Goal of the exercise:
Write the material out again, line by line, exactly as it is.

Data provided:
────────────────────

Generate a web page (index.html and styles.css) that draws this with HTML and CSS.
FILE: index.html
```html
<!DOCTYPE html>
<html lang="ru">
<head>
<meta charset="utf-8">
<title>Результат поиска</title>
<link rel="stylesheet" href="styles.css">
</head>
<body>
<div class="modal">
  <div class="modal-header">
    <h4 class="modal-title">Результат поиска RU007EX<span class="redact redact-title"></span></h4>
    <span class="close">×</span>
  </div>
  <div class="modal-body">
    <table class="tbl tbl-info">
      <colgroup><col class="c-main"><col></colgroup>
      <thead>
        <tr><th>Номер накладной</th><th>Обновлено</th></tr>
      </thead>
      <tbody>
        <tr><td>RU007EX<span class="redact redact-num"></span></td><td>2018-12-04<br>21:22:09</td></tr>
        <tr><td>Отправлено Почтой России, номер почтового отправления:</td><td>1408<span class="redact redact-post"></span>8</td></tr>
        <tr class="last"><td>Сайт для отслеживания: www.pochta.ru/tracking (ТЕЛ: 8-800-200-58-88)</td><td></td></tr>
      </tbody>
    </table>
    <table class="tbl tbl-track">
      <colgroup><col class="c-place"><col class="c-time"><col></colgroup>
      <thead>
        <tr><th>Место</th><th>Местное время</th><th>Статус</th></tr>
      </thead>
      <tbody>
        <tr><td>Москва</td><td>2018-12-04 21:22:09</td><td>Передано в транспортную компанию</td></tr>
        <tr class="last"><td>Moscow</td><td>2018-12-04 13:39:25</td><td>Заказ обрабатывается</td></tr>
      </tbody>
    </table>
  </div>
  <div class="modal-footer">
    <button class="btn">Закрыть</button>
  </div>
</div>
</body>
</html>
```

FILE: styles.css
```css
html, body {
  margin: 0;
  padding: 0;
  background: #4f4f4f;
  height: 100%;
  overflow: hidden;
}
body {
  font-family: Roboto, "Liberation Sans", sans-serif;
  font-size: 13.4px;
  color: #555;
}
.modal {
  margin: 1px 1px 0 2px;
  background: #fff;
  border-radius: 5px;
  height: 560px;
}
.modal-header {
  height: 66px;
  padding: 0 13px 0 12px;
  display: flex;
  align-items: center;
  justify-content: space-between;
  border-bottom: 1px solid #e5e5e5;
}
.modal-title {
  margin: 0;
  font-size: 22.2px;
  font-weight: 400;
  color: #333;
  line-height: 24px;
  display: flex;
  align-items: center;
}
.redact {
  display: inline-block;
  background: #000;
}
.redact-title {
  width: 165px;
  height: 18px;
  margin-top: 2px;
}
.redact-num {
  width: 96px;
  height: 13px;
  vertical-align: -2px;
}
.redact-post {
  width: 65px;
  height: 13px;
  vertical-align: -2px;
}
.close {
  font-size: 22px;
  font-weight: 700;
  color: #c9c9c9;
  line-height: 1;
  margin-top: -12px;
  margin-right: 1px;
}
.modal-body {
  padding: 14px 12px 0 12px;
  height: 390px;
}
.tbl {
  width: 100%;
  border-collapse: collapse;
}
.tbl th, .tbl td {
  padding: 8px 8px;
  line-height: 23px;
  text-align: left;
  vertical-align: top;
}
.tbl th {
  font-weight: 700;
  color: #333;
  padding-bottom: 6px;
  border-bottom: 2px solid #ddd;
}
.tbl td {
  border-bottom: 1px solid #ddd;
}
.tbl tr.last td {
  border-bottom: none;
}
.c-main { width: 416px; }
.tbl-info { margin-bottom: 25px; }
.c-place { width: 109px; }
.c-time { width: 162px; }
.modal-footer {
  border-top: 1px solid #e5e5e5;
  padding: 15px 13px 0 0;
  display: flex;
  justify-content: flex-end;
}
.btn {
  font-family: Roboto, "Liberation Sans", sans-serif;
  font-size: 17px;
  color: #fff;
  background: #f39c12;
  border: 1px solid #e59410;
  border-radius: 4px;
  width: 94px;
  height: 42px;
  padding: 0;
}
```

────────────────────

Completed task:
Generate a web page (index.html and styles.css) that draws this with HTML and CSS.
FILE: index.html
```html
<!DOCTYPE html>
<html lang="ru">
<head>
<meta charset="utf-8">
<title>Результат поиска</title>
<link rel="stylesheet" href="styles.css">
</head>
<body>
<div class="modal">
  <div class="modal-header">
    <h4 class="modal-title">Результат поиска RU007EX<span class="redact redact-title"></span></h4>
    <span class="close">×</span>
  </div>
  <div class="modal-body">
    <table class="tbl tbl-info">
      <colgroup><col class="c-main"><col></colgroup>
      <thead>
        <tr><th>Номер накладной</th><th>Обновлено</th></tr>
      </thead>
      <tbody>
        <tr><td>RU007EX<span class="redact redact-num"></span></td><td>2018-12-04<br>21:22:09</td></tr>
        <tr><td>Отправлено Почтой России, номер почтового отправления:</td><td>1408<span class="redact redact-post"></span>8</td></tr>
        <tr class="last"><td>Сайт для отслеживания: www.pochta.ru/tracking (ТЕЛ: 8-800-200-58-88)</td><td></td></tr>
      </tbody>
    </table>
    <table class="tbl tbl-track">
      <colgroup><col class="c-place"><col class="c-time"><col></colgroup>
      <thead>
        <tr><th>Место</th><th>Местное время</th><th>Статус</th></tr>
      </thead>
      <tbody>
        <tr><td>Москва</td><td>2018-12-04 21:22:09</td><td>Передано в транспортную компанию</td></tr>
        <tr class="last"><td>Moscow</td><td>2018-12-04 13:39:25</td><td>Заказ обрабатывается</td></tr>
      </tbody>
    </table>
  </div>
  <div class="modal-footer">
    <button class="btn">Закрыть</button>
  </div>
</div>
</body>
</html>
```

FILE: styles.css
```css
html, body {
  margin: 0;
  padding: 0;
  background: #4f4f4f;
  height: 100%;
  overflow: hidden;
}
body {
  font-family: Roboto, "Liberation Sans", sans-serif;
  font-size: 13.4px;
  color: #555;
}
.modal {
  margin: 1px 1px 0 2px;
  background: #fff;
  border-radius: 5px;
  height: 560px;
}
.modal-header {
  height: 66px;
  padding: 0 13px 0 12px;
  display: flex;
  align-items: center;
  justify-content: space-between;
  border-bottom: 1px solid #e5e5e5;
}
.modal-title {
  margin: 0;
  font-size: 22.2px;
  font-weight: 400;
  color: #333;
  line-height: 24px;
  display: flex;
  align-items: center;
}
.redact {
  display: inline-block;
  background: #000;
}
.redact-title {
  width: 165px;
  height: 18px;
  margin-top: 2px;
}
.redact-num {
  width: 96px;
  height: 13px;
  vertical-align: -2px;
}
.redact-post {
  width: 65px;
  height: 13px;
  vertical-align: -2px;
}
.close {
  font-size: 22px;
  font-weight: 700;
  color: #c9c9c9;
  line-height: 1;
  margin-top: -12px;
  margin-right: 1px;
}
.modal-body {
  padding: 14px 12px 0 12px;
  height: 390px;
}
.tbl {
  width: 100%;
  border-collapse: collapse;
}
.tbl th, .tbl td {
  padding: 8px 8px;
  line-height: 23px;
  text-align: left;
  vertical-align: top;
}
.tbl th {
  font-weight: 700;
  color: #333;
  padding-bottom: 6px;
  border-bottom: 2px solid #ddd;
}
.tbl td {
  border-bottom: 1px solid #ddd;
}
.tbl tr.last td {
  border-bottom: none;
}
.c-main { width: 416px; }
.tbl-info { margin-bottom: 25px; }
.c-place { width: 109px; }
.c-time { width: 162px; }
.modal-footer {
  border-top: 1px solid #e5e5e5;
  padding: 15px 13px 0 0;
  display: flex;
  justify-content: flex-end;
}
.btn {
  font-family: Roboto, "Liberation Sans", sans-serif;
  font-size: 17px;
  color: #fff;
  background: #f39c12;
  border: 1px solid #e59410;
  border-radius: 4px;
  width: 94px;
  height: 42px;
  padding: 0;
}
```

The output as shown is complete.